- From: Peter Moulder <peter.moulder@monash.edu>
- Date: Tue, 17 Jul 2012 01:12:15 +1000
- To: www-style@w3.org
On Mon, Jul 16, 2012, Anton Prowse wrote: >D'oh! Thanks for pointing that out. I was aware of that in the >past, but I certainly had forgotten that when working on Appendix E >the other day. I'm sure; I know you've looked in detail at that appendix in the past, it's just a matter of working without context on a little bit of that chapter. > ...although that special treatment doesn't actually help in any of > the cases that I'm currently handling, because the only thing it > does is to include /anonymous/ boxes under the umbrella of the word > "element". The boxes that I'm concerned about are never anonymous, > ... > Aside: in fact, I would argue that the marker box of a list item > isn't anonymous either, so the example given in E.1 to illustrate > the redefining of "element" isn't relevant.
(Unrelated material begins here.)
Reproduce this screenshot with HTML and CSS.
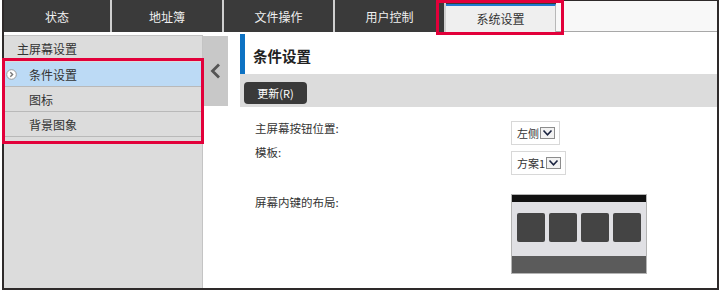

I agree that the first sentence of this description of ‘element’ reads like a strict definition that excludes non-anonymous boxes. I too would say that marker boxes aren't anonymous (as they have an associated element: "anonymous box" is never formally defined in CSS 2.1, but §9.2.2.1 gives what looks like the criterion), and I too had noticed the apparent conflict between first and third sentences (in the sense that the first sentence seems to defines ‘element’ as excluding marker boxes while the third sentence seems to make clear that marker boxes were intended to be included as "elements"). The aforementioned "box that is a child of that element" phrase would also be problematic if we take that first sentence as a strict definition. I would tend to conclude that the first sentence isn't actually a definition after all, and is merely trying to convey loosely what's meant. You can also see something of that looseness in the preceding definition of "tree order", defined in terms of "rendering tree" even though that term isn't defined anywhere. If we take the E.1 definition to be informal (or in error), and take that third sentence to imply that ‘element’ does include non-anonymous boxes, then the special treatment does help the cases you're looking at. (Of course that interpretation still leaves us with an error in the spec to fix.) pjrm.